My question is fairly open and allows me to continue asking significantly more complicated questions. So far, nobody has (for example) asked enough clarifying questions to determine that a bloom counting filter could potentially solve the problem- most people just store ASCII string keys in a hash table, which wastes tons of memory and requires a lookup for every string.
So usually I end up after 45 minutes finding that the candidate has more or less tapped themselves out at "make a hash table of string keys, use it to store counts" (OK for a very junior programmer) or "make a perfect minimal hash" (I help them get there if they don't know what those are) or "use a probabilistic counting filter". This is about all I need to make a determination.
The problem with this question is that outside the junior people who won't understand the hints, many good programmers would pass or fail just based on whether they have seen a similar problem or know what a Bloom filter is. CS is so broad that you may have been working for many years and never come across one topic that the interviewer deems standard.
I don't fail people who don't suggest a bloom filter. What I meant was: knowledge of probabilistic data structures and knowing this is a situation where they could be used is a sign of a more experienced programmer (likely one who's worked in clickstream processing).

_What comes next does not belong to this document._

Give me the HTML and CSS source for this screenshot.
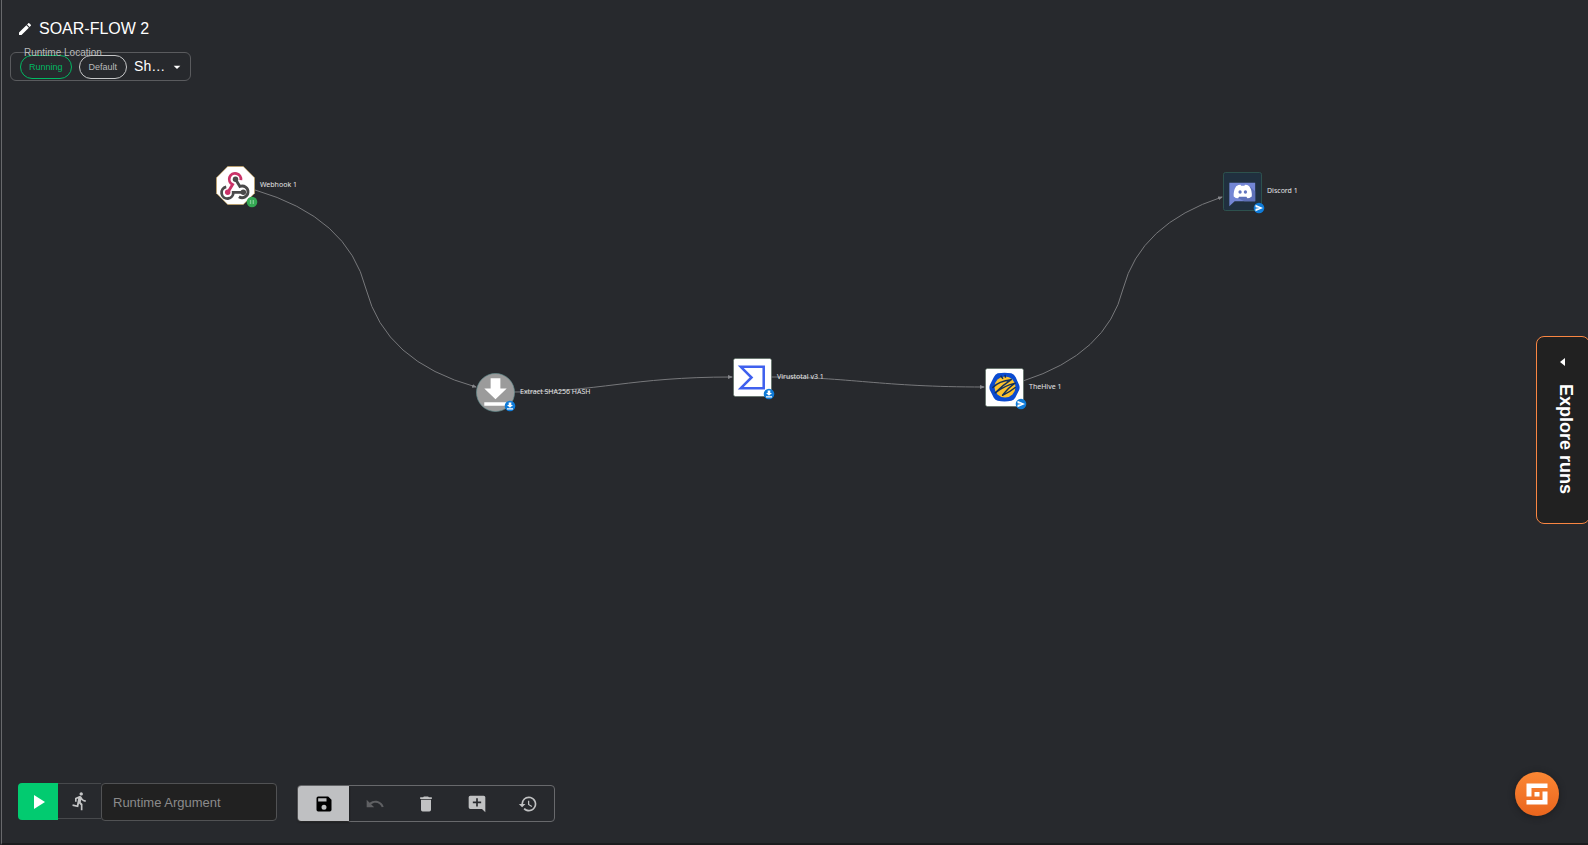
FILE: index.html
```html
<!DOCTYPE html>
<html lang="en">
<head>
<meta charset="utf-8">
<meta name="viewport" content="width=device-width, initial-scale=1">
<title>SOAR-FLOW 2</title>
<link rel="stylesheet" href="styles.css">
</head>
<body>
<main class="workspace">
  <div class="canvas">
    <svg class="edges" aria-hidden="true">
      <defs>
        <marker id="arrow" markerWidth="6" markerHeight="6" refX="4" refY="2" orient="auto" markerUnits="userSpaceOnUse"><path d="M0 0 5 2 0 4z" fill="#85868a"/></marker>
      </defs>
      <g class="edge">
        <path d="M255 190Q348 217 366 289Q385 362 476 387" marker-end="url(#arrow)"/>
        <path d="M514 392C600 392 630 377 732 377" marker-end="url(#arrow)"/>
        <path d="M771 377C850 377 880 387 984 387" marker-end="url(#arrow)"/>
        <path d="M1023 381Q1107 354 1123 289Q1140 224 1222 197" marker-end="url(#arrow)"/>
      </g>
    </svg>

    <div class="node node-webhook">
      <svg class="node-icon" viewBox="0 0 40 40">
        <path d="M12 .5H28L39.500 12V28L28 39.500H12L.5 28V12z" fill="#fff" stroke="#c8a35c" stroke-width=".7"/>
        <g fill="none" stroke-width="2.900">
          <path d="M25.500 14.500A6 6 0 1 0 17 19L12.500 26.500" stroke="#ca3268"/>
          <path d="M20 13.500 24.500 21A6 6 0 1 1 23.500 31.500" stroke="#4a4a4a"/>
          <path d="M10.500 21.500A6 6 0 1 0 17.700 27H28" stroke="#4a4a4a"/>
        </g>
        <circle cx="20" cy="13.500" r="2.800" fill="#4a4a4a"/><circle cx="12" cy="27" r="2.800" fill="#ca3268"/><circle cx="28" cy="27" r="2.800" fill="#4a4a4a"/>
      </svg>
      <span class="node-label">Webhook 1</span>
      <svg class="badge" viewBox="0 0 12 12"><circle cx="6" cy="6" r="5.300" fill="#34a853"/><path d="M4.500 4V8M7.300 4V8" stroke="#7fcb93" stroke-width="1.300"/></svg>
    </div>

    <div class="node node-extract">
      <svg class="node-icon" viewBox="0 0 40 40"><circle cx="20" cy="20" r="19.500" fill="#9b9b9b" stroke="#668f90" stroke-width=".7"/><path d="M15 5.500H25V16H31.500L20 27 8.500 16H15zM8.500 30H31.500V33.500H8.500z" fill="#fff"/></svg>
      <span class="node-label">Extract SHA256 HASH</span>
      <svg class="badge" viewBox="0 0 12 12"><circle cx="6" cy="6" r="5.300" fill="#0f7bd8"/><path d="M4.700 2.500H7.300V5H9L6 7.700 3 5H4.700zM3 8.300H9V9.500H3z" fill="#fff"/></svg>
    </div>

    <div class="node node-virus">
      <svg class="node-icon" viewBox="0 0 40 40"><rect x=".5" y=".5" width="39" height="39" rx="2" fill="#fff" stroke="#4b6355" stroke-width=".6"/><path d="M8 9H31.500V31H8L19 20z" fill="none" stroke="#3f60ee" stroke-width="2.600"/></svg>
      <span class="node-label">Virustotal v3 1</span>
      <svg class="badge" viewBox="0 0 12 12"><circle cx="6" cy="6" r="5.300" fill="#0f7bd8"/><path d="M4.700 2.500H7.300V5H9L6 7.700 3 5H4.700zM3 8.300H9V9.500H3z" fill="#fff"/></svg>
    </div>

    <div class="node node-hive">
      <svg class="node-icon" viewBox="0 0 40 40"><rect x=".5" y=".5" width="39" height="39" rx="2" fill="#fff" stroke="#4b6355" stroke-width=".6"/><path d="M13 5.500Q20 4 27 5.500Q30 6.500 31.500 9.500L35 17.500Q36 20 35 22.500L31 30.500Q29.500 33 27 33.500Q20 35 13 33.500Q10.500 33 9 30.500L5 22.500Q4 20 5 17.500L9 9.500Q10.500 6.500 13 5.500z" fill="#0b4bd0"/><circle cx="20.500" cy="19.500" r="10.800" fill="#fdc22d"/><path d="M8 20Q14 13.500 27 12Q19 17 10.500 25.500Q20 18 31 15.500Q24 20 18 28Q25 25 31 20" fill="none" stroke="#12305a" stroke-width="1.500" stroke-linejoin="round" stroke-linecap="round"/><path d="M18.500 11 16 8M21 10 20.500 7" stroke="#12305a" stroke-width="1.500"/></svg>
      <span class="node-label">TheHive 1</span>
      <svg class="badge" viewBox="0 0 12 12"><circle cx="6" cy="6" r="5.300" fill="#0f7bd8"/><path d="M2.500 2.700 10 6 2.500 9.300V6.700L6.500 6 2.500 5.300z" fill="#fff"/></svg>
    </div>

    <div class="node node-discord">
      <svg class="node-icon" viewBox="0 0 40 40"><rect x=".5" y=".5" width="39" height="39" rx="2" fill="#20303f" stroke="#315d55" stroke-width=".8"/><path d="M6.500 11H33V30H12L6.500 35z" fill="#7386d5"/><path d="M27 14 33 20V30H22L12 25z" fill="#5d70b8"/><path d="M13.500 14.500Q16 13 18 13L18.500 14H22L22.500 13Q25 13 27 14.500Q30 19 29.500 25Q27 27 25 27L24 25.500H16.500L15.500 27Q13 27 11 25Q10.500 19 13.500 14.500z" fill="#fff"/><circle cx="17.500" cy="20.500" r="1.700" fill="#6275c0"/><circle cx="23" cy="20.500" r="1.700" fill="#6275c0"/></svg>
      <span class="node-label">Discord 1</span>
      <svg class="badge" viewBox="0 0 12 12"><circle cx="6" cy="6" r="5.300" fill="#0f7bd8"/><path d="M2.500 2.700 10 6 2.500 9.300V6.700L6.500 6 2.500 5.300z" fill="#fff"/></svg>
    </div>
  </div>

  <header class="header">
    <div class="title-row">
      <button class="plain" aria-label="Edit name"><svg class="icon-small" viewBox="0 0 24 24"><path d="M3 17.250V21h3.750L17.810 9.940l-3.750-3.750L3 17.250zM20.710 7.040a1 1 0 0 0 0-1.410l-2.340-2.340a1 1 0 0 0-1.410 0l-1.830 1.830 3.750 3.750 1.830-1.830z"/></svg></button>
      <h1 class="title">SOAR-FLOW 2</h1>
    </div>
    <div class="location">
      <label class="location-label" for="location">Runtime Location</label>
      <span class="chip">Running</span>
      <span class="chip chip-default">Default</span>
      <select class="location-select" id="location"><option>Sh…</option></select>
      <svg class="caret" viewBox="0 0 24 24" aria-hidden="true"><path d="m7 10 5 5 5-5z"/></svg>
    </div>
  </header>

  <button class="explore">
    <svg class="explore-arrow" viewBox="0 0 6 8" aria-hidden="true"><path d="M5 0V8L0 4z"/></svg>
    <span>Explore runs</span>
  </button>

  <footer class="footer">
    <div class="runner">
      <button class="play" aria-label="Run"><svg class="icon-play" viewBox="0 0 24 24"><path d="M8 5v14l11-7z"/></svg></button>
      <button class="step" aria-label="Run from start"><svg class="icon" viewBox="0 0 24 24"><path d="M13.490 5.480c1.100 0 2-.9 2-2s-.9-2-2-2-2 .9-2 2 .9 2 2 2zm-3.600 13.900 1-4.400 2.100 2v6h2v-7.500l-2.100-2 .6-3c1.300 1.500 3.300 2.500 5.500 2.500v-2c-1.900 0-3.500-1-4.300-2.400l-1-1.600c-.4-.6-1-1-1.700-1-.3 0-.5.1-.8.1l-5.200 2.200v4.700h2v-3.400l1.800-.7-1.600 8.100-4.900-1-.4 2 7 1.400z"/></svg></button>
      <input class="argument" type="text" placeholder="Runtime Argument" aria-label="Runtime Argument">
    </div>
    <div class="tools">
      <button class="tool tool-save" aria-label="Save"><svg class="icon" viewBox="0 0 24 24"><path d="M17 3H5a2 2 0 0 0-2 2v14a2 2 0 0 0 2 2h14a2 2 0 0 0 2-2V7l-4-4zm-5 16a3 3 0 1 1 0-6 3 3 0 0 1 0 6zm3-10H5V5h10v4z"/></svg></button>
      <button class="tool" aria-label="Undo" disabled><svg class="icon" viewBox="0 0 24 24"><path d="M12.500 8c-2.650 0-5.050.990-6.900 2.600L2 7v9h9l-3.620-3.620c1.390-1.160 3.160-1.880 5.120-1.880 3.540 0 6.550 2.310 7.600 5.500l2.370-.78C21.080 11.030 17.150 8 12.500 8z"/></svg></button>
      <button class="tool" aria-label="Delete"><svg class="icon" viewBox="0 0 24 24"><path d="M6 19a2 2 0 0 0 2 2h8a2 2 0 0 0 2-2V7H6v12zM19 4h-3.500l-1-1h-5l-1 1H5v2h14V4z"/></svg></button>
      <button class="tool" aria-label="Add comment"><svg class="icon" viewBox="0 0 24 24"><path d="M21.990 4A2 2 0 0 0 20 2H4a2 2 0 0 0-2 2v12a2 2 0 0 0 2 2h14l4 4-.01-18zM17 11h-4v4h-2v-4H7V9h4V5h2v4h4v2z"/></svg></button>
      <button class="tool" aria-label="History"><svg class="icon" viewBox="0 0 24 24"><path d="M13 3a9 9 0 0 0-9 9H1l3.890 3.890.07.14L9 12H6a7 7 0 1 1 2.060 4.940l-1.420 1.420A9 9 0 1 0 13 3zm-1 5v5l4.280 2.540.72-1.210-3.500-2.080V8H12z"/></svg></button>
    </div>
    <button class="logo" aria-label="Support"><svg class="logo-mark" viewBox="0 0 22 22"><path d="M.5 .5H21.500V5H5.500V13.500H.5zM16.500 8.500H21.500V21.500H.5V17H16.500zM8.500 9H13.500V13.500H8.500z" fill="#fff"/></svg></button>
  </footer>
</main>
</body>
</html>
```
FILE: styles.css
```css
* { box-sizing: border-box; }

body {
  margin: 0;
  background: #27292d;
  color: #fff;
  font-family: "Liberation Sans", Arial, sans-serif;
}

button {
  margin: 0;
  padding: 0;
  border: 0;
  background: none;
  color: inherit;
  font: inherit;
  display: flex;
  align-items: center;
  justify-content: center;
}

svg { display: block; fill: currentColor; }

.workspace {
  position: relative;
  min-height: 100vh;
  margin-left: 1px;
  border-left: 1px solid #68696c;
  border-bottom: 2px solid #1b1c1e;
  display: flex;
  flex-direction: column;
  justify-content: space-between;
  overflow: hidden;
}

/* Flow diagram */
.canvas { position: absolute; inset: 0 0 0 -2px; }
.edges { width: 100%; height: 100%; }
.edge { fill: none; stroke: #77787b; stroke-width: 1; }
.node {
  position: absolute;
  display: flex;
  align-items: center;
  gap: 5px;
  width: max-content;
}
.node-icon { width: 39px; height: 39px; }
.node-label {
  padding-bottom: 1px;
  font: 7px/10px "Noto Sans", sans-serif;
  color: #e4e4e5;
}
.badge { position: absolute; left: 30px; top: 30px; width: 12px; height: 12px; }
.node-webhook { left: 216px; top: 166px; }
.node-extract { left: 476px; top: 373px; }
.node-extract .badge { left: 28px; top: 27px; }
.node-virus { left: 733px; top: 358px; }
.node-hive { left: 985px; top: 368px; }
.node-discord { left: 1223px; top: 172px; }

/* Header */
.header {
  position: relative;
  display: flex;
  flex-direction: column;
  align-items: flex-start;
  gap: 13px;
  padding: 19px 8px;
}
.title-row { display: flex; align-items: center; gap: 6px; padding-left: 7px; }
.icon-small { width: 16px; height: 16px; }
.title { margin: 0; font-size: 16px; line-height: 20px; font-weight: 400; }
.location {
  position: relative;
  display: flex;
  align-items: center;
  width: 181px;
  height: 29px;
  padding: 1px 5px 0 9px;
  border: 1px solid #5a5b5e;
  border-radius: 6px;
}
.location-label {
  position: absolute;
  left: 13px;
  top: -6px;
  font-size: 10px;
  line-height: 12px;
  color: #b9babb;
}
.chip {
  height: 24px;
  padding: 0 8px;
  margin-right: 7px;
  border: 1px solid #02b863;
  border-radius: 12px;
  color: #02b863;
  font-size: 9px;
  line-height: 23px;
}
.chip-default { padding: 0 9px; border-color: #c6c7c8; color: #b9babb; }
.location-select {
  appearance: none;
  flex: 1;
  min-width: 0;
  height: 24px;
  padding: 0 0 3px;
  border: 0;
  background: none;
  color: #fff;
  font: 14px/20px "Liberation Sans", Arial, sans-serif;
}
.caret { width: 16px; height: 16px; }

/* Side tab */
.explore {
  position: absolute;
  right: -2px;
  top: 336px;
  width: 54px;
  height: 188px;
  padding: 0 0 8px;
  gap: 18px;
  flex-direction: column;
  border: 1px solid #f98642;
  border-radius: 8px;
  background: #212121;
  font-size: 18px;
  line-height: 20px;
  font-weight: 700;
}
.explore span { writing-mode: vertical-rl; margin-left: 6px; }
.explore-arrow { width: 6px; height: 8px; }

/* Bottom bar */
.footer {
  position: relative;
  display: flex;
  align-items: flex-end;
  gap: 20px;
  padding: 0 29px 21px 16px;
}
.runner { display: flex; align-items: flex-start; padding-bottom: 1px; }
.play {
  width: 40px;
  height: 37px;
  border-radius: 4px 0 0 4px;
  background: #02cb70;
}
.icon-play { width: 24px; height: 24px; }
.step {
  width: 43px;
  height: 36px;
  border: solid #47494c;
  border-width: 1px 0;
  color: #c4c5c6;
}
.icon { width: 20px; height: 20px; }
.argument {
  width: 176px;
  height: 38px;
  padding: 0 11px;
  border: 1px solid #515254;
  border-radius: 4px;
  background: #212121;
  color: #fff;
  font: 13px/20px "Liberation Sans", Arial, sans-serif;
}
.argument::placeholder { color: #8b8b8b; opacity: 1; }
.tools {
  display: flex;
  width: 258px;
  height: 37px;
  border: 1px solid #68696c;
  border-radius: 4px;
}
.tool { flex: 1; color: #c1c2c3; }
.tool:disabled { color: #5f6063; }
.tool-save {
  background: #bfc0c2;
  color: #000;
  border-radius: 3px 0 0 3px;
  box-shadow: 0 1px 2px #111;
}
.logo {
  width: 44px;
  height: 44px;
  margin-left: auto;
  margin-bottom: 6px;
  border-radius: 50%;
  background: linear-gradient(#fb8734, #ea651d);
  box-shadow: 0 1px 6px #1b1c1e;
}
.logo-mark { width: 22px; height: 22px; }
```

If all you do in my interview is know that a hash table or other associative data structure is good for maintaining counts, that using a full ASCII byte to store symbols from { A G T C } is wasteful and compress the letters to 2 bits each, you can pack multiple 2 bits into bytes, and can write a function that codes and decodes such data, I'm happy and you get a pass. I'm even happy to sit there and help people through nearly all the steps of the codec. Not trying to trick anybody or select for obscure CS knowledxge.
To me the real question is, how much hinting is reasonable for the coding and decoding function? Many programmers (including senior ones) struggle to implement:
x <<= 2 # left shift the int to make room for the next item
x |= pattern # or the new 2-bit item into the accumulator.
Since I never use bit munging in my day job (it's 90% python data science) should I really ding somebody for not knowing about left shift or or-assignment?
What I really don't get is why people immediately jump to trying to implement huffman coding, RLE, or lookbacks as a solution to reduce the size of the DNA string. I still wonder if how I present the question is giving everybody a fair chance to shine.
I am 100% certain that your questions are not giving everybody a fair chance to shine. You have to start with the area of expertise they have already worked in and not the area that you happen to have experience in or be interested in. I could (for example) ask “simple” dynamic optimisation questions that are “easy” for me and I know that 95% of great experienced developers would fail. So obviously I don’t do that. I want to hire smart developers who can learn. Not developers who happens to have the same experience/interest that I do.
I hope you realised that your questions are extremely narrow and in no way filter for competent developers. Imagine yourself going to an interview and being asked similar narrow specific questions but in a different area you have no previous experience in. You would probably fail. For example: how would you represent a lambda closure when compiling a functional language to machine code? It is a super easy question for me but I know most people would fail. So I don’t ask questions like that when interviewing.
This sounds like a perfect question for a company that's hiring engineers who want to focus on optimizing DNA storage. If that's your goal you should just put that in the hiring criteria. You'll get more candidates that know those type of algs. If your goal is know if the candidate knows about bloom filters a better question might be "What do you know about bloom filters?" Definitely seems like you'd get answer in less than 45 minutes.
I think "key/value counts" is absolutely the correct starting answer. Anything after that is optimization. In the real world optimization comes at length through research, learning, grokking, reading, benchmarking, sleeping, mulling things over. The only way to short change that is knowing about those optimizations in advance, so might as well just ask about those algs specifically.
All that being said, I think it's an enlightening question. Thank you for sharing it! You've educated me. I've been coding a loooooooong time and didn't know about bloom counting filters specifically.
But have you had a chance to look back and see if those questions worked out? Like, are they a good predictor for how the person actually performed in the job?
So usually I end up after 45 minutes finding that the candidate has more or less tapped themselves out at "make a hash table of string keys, use it to store counts" (OK for a very junior programmer) or "make a perfect minimal hash" (I help them get there if they don't know what those are) or "use a probabilistic counting filter". This is about all I need to make a determination.